Five stars. And some of them even like ice cream, as it turns out. Even the series organizers will at least walk into an ice cream parlor, which is awright, in my book.

Tuesday, October 14, 2008

Readings Last Weekend

Why do we update our blogs? Because our public awaits us? Because we are sending signals out into the void, like SETI? Maybe we like to hear ourselves talk.

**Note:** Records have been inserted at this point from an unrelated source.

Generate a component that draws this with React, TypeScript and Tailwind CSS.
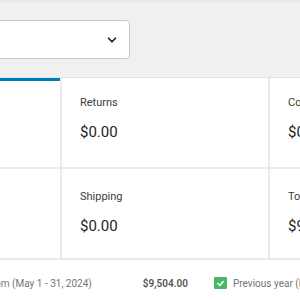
import React from 'react';

const Cell = ({ label, value, top = 17 }: { label: string; value: string; top?: number }) => (
  <div className={`h-full pl-[18px] ${top === 17 ? 'pt-[17px]' : 'pt-[20px]'}`}>
    <div className="text-[11px] leading-[15px] text-[#3c3c3c]">{label}</div>
    <div className="mt-[12px] text-[15px] leading-[20px] text-[#1e1e1e]">{value}</div>
  </div>
);

const App: React.FC = () => {
  return (
    <div className="w-[300px] h-[300px] overflow-hidden bg-[#f0f0f0] flex flex-col" style={{ fontFamily: 'Roboto, "Noto Sans", sans-serif' }}>
      <div className="h-[3px] shrink-0 bg-gradient-to-b from-[#e6e6e6] to-[#f0f0f0]" />
      <div className="h-[74px] shrink-0 pt-[17px]">
        <div className="-ml-[12px] w-[142px] h-[39px] bg-white border border-[#c8c8c8] rounded-[4px] flex items-center justify-end pr-[10px]">
          <svg width="14" height="14" viewBox="0 0 24 24" fill="none" stroke="#1e1e1e" strokeWidth="3" strokeLinecap="round" strokeLinejoin="round">
            <path d="M6 9l6 6 6-6" />
          </svg>
        </div>
      </div>
      <div className="bg-white border-t border-[#e4e4e4] shrink-0">
        <div className="flex h-[91px] border-b-2 border-[#eaeaea]">
          <div className="w-[60px] shrink-0 border-t-[3px] border-[#007cba]" />
          <div className="w-[210px] shrink-0 border-l-2 border-r-2 border-[#eaeaea]">
            <Cell label="Returns" value="$0.00" />
          </div>
          <div className="flex-1 whitespace-nowrap">
            <Cell label="Coupons" value="$0.00" />
          </div>
        </div>
        <div className="flex h-[91px] border-b-2 border-[#eaeaea]">
          <div className="w-[60px] shrink-0" />
          <div className="w-[210px] shrink-0 border-l-2 border-r-2 border-[#eaeaea]">
            <Cell label="Shipping" value="$0.00" top={20} />
          </div>
          <div className="flex-1 whitespace-nowrap">
            <Cell label="Total sales" value="$9,504.00" top={20} />
          </div>
        </div>
        <div className="flex items-center h-[40px] pt-[6px] text-[10px] whitespace-nowrap">
          <div className="w-[188px] shrink-0 flex items-center justify-end">
            <span className="text-[#757575] mr-[51px]">Custom (May 1 - 31, 2024)</span>
            <span className="font-semibold text-[#555]">$9,504.00</span>
          </div>
          <div className="ml-[26px] w-[13px] h-[12px] bg-[#4ab866] rounded-[1px] flex items-center justify-center shrink-0">
            <svg width="9" height="9" viewBox="0 0 24 24" fill="none" stroke="#fff" strokeWidth="4" strokeLinecap="round" strokeLinejoin="round">
              <path d="M5 12l5 5 9-10" />
            </svg>
          </div>
          <span className="ml-[6px] text-[10px] text-[#757575]">Previous year (May 1 - 31, 2023)</span>
        </div>
      </div>
    </div>
  );
};

export default App;
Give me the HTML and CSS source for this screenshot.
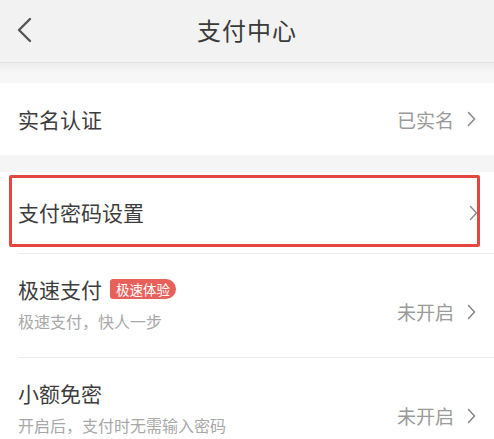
FILE: index.html
```html
<!DOCTYPE html>
<html lang="zh">
<head>
<meta charset="utf-8">
<link rel="stylesheet" href="styles.css">
</head>
<body>
<div class="page">
  <header class="header">
    <svg class="back" width="16" height="26" viewBox="0 0 16 26"><path d="M14 2 L3 13 L14 24" fill="none" stroke="#555" stroke-width="2.4" stroke-linecap="round" stroke-linejoin="round"/></svg>
    <div class="title">支付中心</div>
  </header>
  <div class="shade"></div>
  <section class="group">
    <div class="row row-short">
      <div class="label">实名认证</div>
      <div class="right"><span class="value">已实名</span><svg class="chev" width="9" height="16" viewBox="0 0 9 16"><path d="M1.5 1.5 L7.5 8 L1.5 14.5" fill="none" stroke="#8a8a8a" stroke-width="1.6" stroke-linecap="round" stroke-linejoin="round"/></svg></div>
    </div>
  </section>
  <section class="group group-gap">
    <div class="row row-mid highlighted">
      <div class="label">支付密码设置</div>
      <div class="right"><svg class="chev" width="9" height="16" viewBox="0 0 9 16"><path d="M1.5 1.5 L7.5 8 L1.5 14.5" fill="none" stroke="#8a8a8a" stroke-width="1.4" stroke-linecap="round" stroke-linejoin="round"/></svg></div>
    </div>
    <div class="sep"></div>
    <div class="row row-tall">
      <div class="texts">
        <div class="label-line"><span class="label">极速支付</span><span class="badge">极速体验</span></div>
        <div class="sub">极速支付，快人一步</div>
      </div>
      <div class="right"><span class="value">未开启</span><svg class="chev" width="9" height="16" viewBox="0 0 9 16"><path d="M1.5 1.5 L7.5 8 L1.5 14.5" fill="none" stroke="#8a8a8a" stroke-width="1.6" stroke-linecap="round" stroke-linejoin="round"/></svg></div>
    </div>
    <div class="sep"></div>
    <div class="row row-tall">
      <div class="texts">
        <div class="label-line"><span class="label">小额免密</span></div>
        <div class="sub">开启后，支付时无需输入密码</div>
      </div>
      <div class="right"><span class="value">未开启</span><svg class="chev" width="9" height="16" viewBox="0 0 9 16"><path d="M1.5 1.5 L7.5 8 L1.5 14.5" fill="none" stroke="#8a8a8a" stroke-width="1.6" stroke-linecap="round" stroke-linejoin="round"/></svg></div>
    </div>
  </section>
</div>
</body>
</html>
```
FILE: styles.css
```css
html, body {
  margin: 0;
  padding: 0;
  background: #f5f5f5;
}
body {
  font-family: "Noto Sans CJK SC", "Noto Sans", sans-serif;
  color: #333;
  width: 494px;
  height: 439px;
  overflow: hidden;
}
.page {
  display: flex;
  flex-direction: column;
}
.header {
  height: 62px;
  background: #f2f2f2;
  border-bottom: 1px solid #e2e2e2;
  display: flex;
  align-items: center;
  justify-content: center;
  position: relative;
}
.back {
  position: absolute;
  left: 16px;
  top: 17px;
}
.title {
  font-size: 24px;
  color: #3a3a3a;
  letter-spacing: 1px;
  line-height: 1;
  margin-top: -2px;
}
.shade {
  height: 20px;
  background: linear-gradient(#ececec, #f6f6f6 40%, #f7f7f7);
}
.group {
  background: #fff;
  display: flex;
  flex-direction: column;
}
.group-gap {
  margin-top: 17px;
}
.row {
  display: flex;
  align-items: center;
  justify-content: space-between;
  padding: 0 18px 0 18px;
  background: #fff;
}
.row-short {
  height: 72px;
}
.row-mid {
  height: 81px;
  position: relative;
}
.row-tall {
  height: 103px;
}
.highlighted::after {
  content: "";
  position: absolute;
  left: 9px;
  right: 14px;
  top: 3px;
  bottom: 6px;
  border: 3px solid #e5473f;
  border-radius: 2px;
}
.highlighted .chev {
  margin-right: -2px;
}
.label {
  font-size: 21px;
  color: #3d3d3d;
  line-height: 1;
}
.right {
  display: flex;
  align-items: center;
  gap: 13px;
}
.value {
  font-size: 19px;
  color: #9a9a9a;
  line-height: 1;
}
.chev {
  display: block;
}
.sep {
  height: 1px;
  background: #ececec;
  margin-left: 18px;
}
.texts {
  display: flex;
  flex-direction: column;
  gap: 13px;
  margin-top: -4px;
}
.label-line {
  display: flex;
  align-items: center;
  gap: 8px;
}
.badge {
  background: #e8605a;
  color: #fff;
  font-size: 13.5px;
  line-height: 20px;
  height: 20px;
  padding: 0 6px;
  border-radius: 3px 10px 10px 3px;
}
.sub {
  font-size: 16px;
  color: #a8a8a8;
  line-height: 1;
}
.row-tall .right {
  margin-top: 12px;
}
```
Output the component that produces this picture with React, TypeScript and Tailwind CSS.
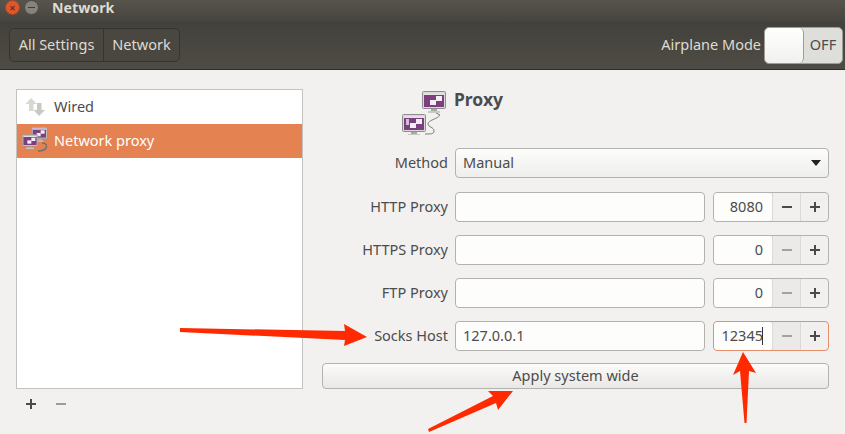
const font = { fontFamily: '"Noto Sans", sans-serif' };

function Monitor({ x, y, dots = false }: { x: number; y: number; dots?: boolean }) {
  return (
    <g transform={`translate(${x} ${y})`}>
      <rect x="0.5" y="0.5" width="23" height="17" rx="1" fill="#d8d8d6" stroke="#8f8f8c" />
      <rect x="2" y="2" width="20" height="14" fill="#7c3f80" />
      <rect x="2" y="2" width="20" height="2" fill="#e7dfe8" />
      <rect x="14" y="5" width="6" height="5" fill="#f3eef4" />
      <rect x="8" y="9" width="6" height="5" fill="#f3eef4" />
      {dots && <rect x="4" y="5" width="3" height="6" fill="#cfc0d2" />}
      <rect x="9" y="18" width="6" height="2" fill="#a8a8a6" />
      <rect x="6" y="20" width="12" height="2" fill="#c8c8c6" />
    </g>
  );
}

function ProxyIcon() {
  return (
    <svg width="46" height="46" viewBox="0 0 46 46" className="block">
      <path d="M35 24 L39 26 C37 30 27 31 27 35 C27 38 33 38 33 42 C33 45 30 45 24 45" fill="none" stroke="#7b7b78" strokeWidth="1" />
      <Monitor x={21} y={2} />
      <Monitor x={1} y={25} dots />
    </svg>
  );
}

function SmallProxyIcon() {
  return (
    <svg width="26" height="28" viewBox="0 0 39 42" className="block">
      <path d="M30 24 C40 24 40 36 24 36" fill="none" stroke="#6f6f6c" strokeWidth="2" />
      <Monitor x={14} y={0} />
      <Monitor x={0} y={11} />
    </svg>
  );
}

function WiredIcon() {
  return (
    <svg width="20" height="18" viewBox="0 0 20 18" className="block">
      <path d="M6 0 L12 6 H8.5 V13 H4 V6 H0.5 Z" fill="#d8d8d3" />
      <path d="M14 18 L20 12 H16.5 V5 H12 V12 H8.5 Z" fill="#c9c9c4" />
    </svg>
  );
}

function Spin({ value, focused, minusOff }: { value: string; focused?: boolean; minusOff?: boolean }) {
  return (
    <div className={`flex h-[30px] w-[116px] rounded-[4px] border bg-[#f1f0ee] ${focused ? "border-[#e68f6c]" : "border-[#b3b2ae]"}`}>
      <div className="flex h-full w-[58px] items-center justify-end rounded-[4px] bg-[#fdfdfc] pr-[9px] text-[14.5px] text-[#4c4c4c]">
        {value}
        {focused && <span className="ml-[-1px] h-[18px] w-px bg-[#333]" />}
      </div>
      <div className={`flex w-[29px] items-center justify-center border-x border-[#dbdad7] ${minusOff ? "bg-[#ebeae8]" : ""}`}>
        <span className={`h-[2px] w-[10px] ${minusOff ? "bg-[#a3a29f]" : "bg-[#4a4a4a]"}`} />
      </div>
      <div className="relative flex flex-1 items-center justify-center">
        <span className="h-[2px] w-[10px] bg-[#4a4a4a]" />
        <span className="absolute h-[10px] w-[2px] bg-[#4a4a4a]" />
      </div>
    </div>
  );
}

function Row({ label, host = "", port, focused, minusOff }: { label: string; host?: string; port: string; focused?: boolean; minusOff?: boolean }) {
  return (
    <div className="flex h-[30px] items-center">
      <div className="w-[126px] text-right text-[14.5px] text-[#4c4c4c]">{label}</div>
      <div className="ml-[7px] mr-[8px] flex h-[30px] w-[250px] items-center rounded-[4px] border border-[#b3b2ae] bg-[#fdfdfc] pl-[7px] text-[14.5px] text-[#4c4c4c]">
        {host}
      </div>
      <Spin value={port} focused={focused} minusOff={minusOff} />
    </div>
  );
}

export default function App() {
  return (
    <div style={font} className="relative flex h-[434px] w-[845px] flex-col overflow-hidden bg-[#f2f1f0]">
      <div className="flex h-[22px] items-start bg-gradient-to-b from-[#57544c] to-[#46443e]">
        <div className="ml-[5px] flex h-[15px] w-[15px] items-center justify-center rounded-full border border-[#9a4a2c] bg-[#e2562b] text-[11px] leading-none text-[#4a2418]">×</div>
        <div className="ml-[4px] flex h-[15px] w-[15px] items-center justify-center rounded-full border border-[#4b4943] bg-[#85837c]">
          <span className="h-px w-[7px] bg-[#3e3d38]" />
        </div>
        <span className="ml-[13px] text-[14.2px] leading-[16px] font-bold text-[#dfdbd2]">Network</span>
      </div>
      <div className="flex h-[48px] items-center border-b border-[#2f2e2a] bg-gradient-to-b from-[#43413b] to-[#4e4c45] pb-[1px] pl-[9px] pr-[2px]">
        <div className="flex h-[34px] rounded-[5px] border border-[#35342f] bg-[#494740] text-[14.5px] text-[#dfdbd2]">
          <div className="flex w-[94px] items-center justify-center border-r border-[#35342f]">All Settings</div>
          <div className="flex w-[75px] items-center justify-center">Network</div>
        </div>
        <span className="ml-auto mr-[3px] text-[14.5px] text-[#dfdbd2]">Airplane Mode</span>
        <div className="flex h-[37px] w-[79px] rounded-[5px] border border-[#9d9c97] bg-[#dededb]">
          <div className="h-full w-[39px] rounded-[5px] border-r border-[#9d9c97] bg-gradient-to-b from-[#ffffff] to-[#f1f1ef]" />
          <div className="flex flex-1 items-center justify-center text-[14.5px] text-[#4c4c4c]">OFF</div>
        </div>
      </div>
      <div className="flex flex-1 pl-[16px] pr-[16px] pt-[19px]">
        <div className="flex w-[287px] flex-col">
          <div className="h-[300px] border border-[#c3c2be] bg-white">
            <div className="flex h-[34px] items-center pl-[8px] text-[14.5px] text-[#4c4c4c]">
              <WiredIcon />
              <span className="ml-[9px]">Wired</span>
            </div>
            <div className="flex h-[34px] items-center bg-[#e48252] pl-[5px] text-[14.5px] text-white">
              <SmallProxyIcon />
              <span className="ml-[6px]">Network proxy</span>
            </div>
          </div>
          <div className="mt-[10px] flex items-center pl-[10px]">
            <span className="relative flex h-[10px] w-[10px] items-center justify-center">
              <span className="h-[2px] w-[10px] bg-[#4a4a4a]" />
              <span className="absolute h-[10px] w-[2px] bg-[#4a4a4a]" />
            </span>
            <span className="ml-[20px] h-[2px] w-[10px] bg-[#9c9b98]" />
          </div>
        </div>
        <div className="ml-[19px] flex w-[507px] flex-col">
          <div className="flex h-[46px] pl-[79px]">
            <ProxyIcon />
            <span className="ml-[7px] text-[17.5px] leading-[21px] font-bold text-[#4c4c4c]">Proxy</span>
          </div>
          <div className="mt-[13px] flex h-[30px] items-center">
            <div className="w-[126px] text-right text-[14.5px] text-[#4c4c4c]">Method</div>
            <div className="ml-[7px] flex h-[30px] flex-1 items-center justify-between rounded-[4px] border border-[#b3b2ae] bg-gradient-to-b from-[#fdfdfc] to-[#eeeeec] pl-[7px] pr-[7px] text-[14.5px] text-[#4c4c4c]">
              Manual
              <span className="h-0 w-0 border-x-[5px] border-t-[6px] border-x-transparent border-t-[#222]" />
            </div>
          </div>
          <div className="mt-[14px] flex flex-col gap-[13px]">
            <Row label="HTTP Proxy" port="8080" />
            <Row label="HTTPS Proxy" port="0" minusOff />
            <Row label="FTP Proxy" port="0" minusOff />
            <Row label="Socks Host" host="127.0.0.1" port="12345" focused minusOff />
          </div>
          <div className="mt-[12px] flex h-[26px] items-center justify-center rounded-[4px] border border-[#b3b2ae] bg-gradient-to-b from-[#fbfbfa] to-[#e9e8e6] text-[14.5px] text-[#4c4c4c]">
            Apply system wide
          </div>
        </div>
      </div>
      <svg width="845" height="434" viewBox="0 0 845 434" className="pointer-events-none absolute left-0 top-0">
        <path d="M180 328 L345 331 L344 324 L367 337 L344 346 L345 340 L180 332 Z" fill="#ff2a00" />
        <path d="M743 352 L756 373 L749 371 L746.5 423 L744.5 423 L740 371 L733 375 Z" fill="#ff2a00" />
        <path d="M428 429 L493 396 L488 391 L513 391 L498 410 L496 403 L429 432 Z" fill="#ff2a00" />
      </svg>
    </div>
  );
}
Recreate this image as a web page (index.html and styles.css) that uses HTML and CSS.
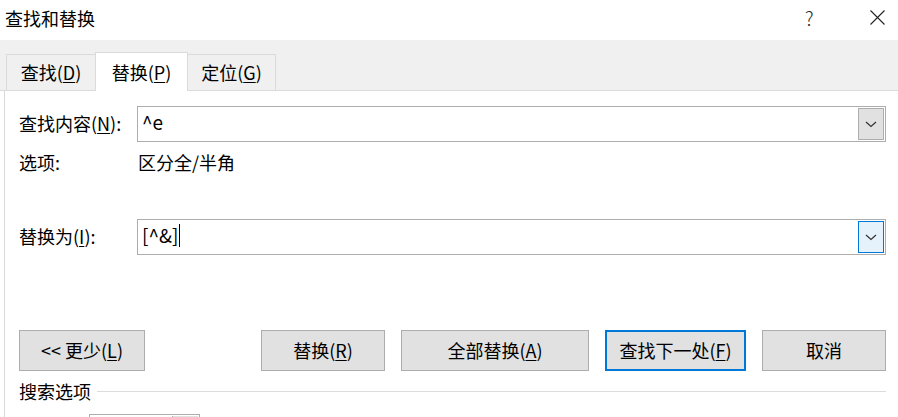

I like to hear Hadara Bar-Nadav talk - and read her stuff, which I did, Friday night. Good crowd at the Writer's Place in Kansas City (70 or so). She started out with a fanciful poem involving her recently-flooded basement, which, in the poem, she's navigating in a paper boat, with the entire family. But then she went into some weirder, darker stuff - such as the series of poems that begin with Dickinson lines (and smuggle other D lines in later, if I understand aright). Much more bodily grotesquerie than in ED, I'd say. Longer lines, too, I'm guessing. Like if Dickinson could write free-verse and had to watch Holocaust documentaries as an adolescent. But the weird part is, it gorgeous. The cross-sectioning of the body is done in such a lyrical way that it leaves you wanting more. Damn I wish I could do that.

But I can't, and I didn't, on Saturday night. Instead, I read some of my cartoony twisted little faux-rhetorical nature poems, as the warm-up act for Cyrus Console's serious poetry. CC read from his MS in progress (which, unlike Brief Under Water, appears to be in verse) - faux-vatic symbolist pronouncements interwoven by a character named Anthony, who is part ex-con, part 19th c. dandy, part schlep, and part *Saint* Anthony, as far as I can tell. The poems I hadn't heard had a distinctly scrambled-biblical air (Miltonic, as it turns out) - funny and scary both (to me).

And that was my weekend trip to KC and Topeka. I hope to return some day!

Monday, October 6, 2008

Joe on Godot

Hey, they spelled the name right . . . AND they put me right before Adrienne Rich!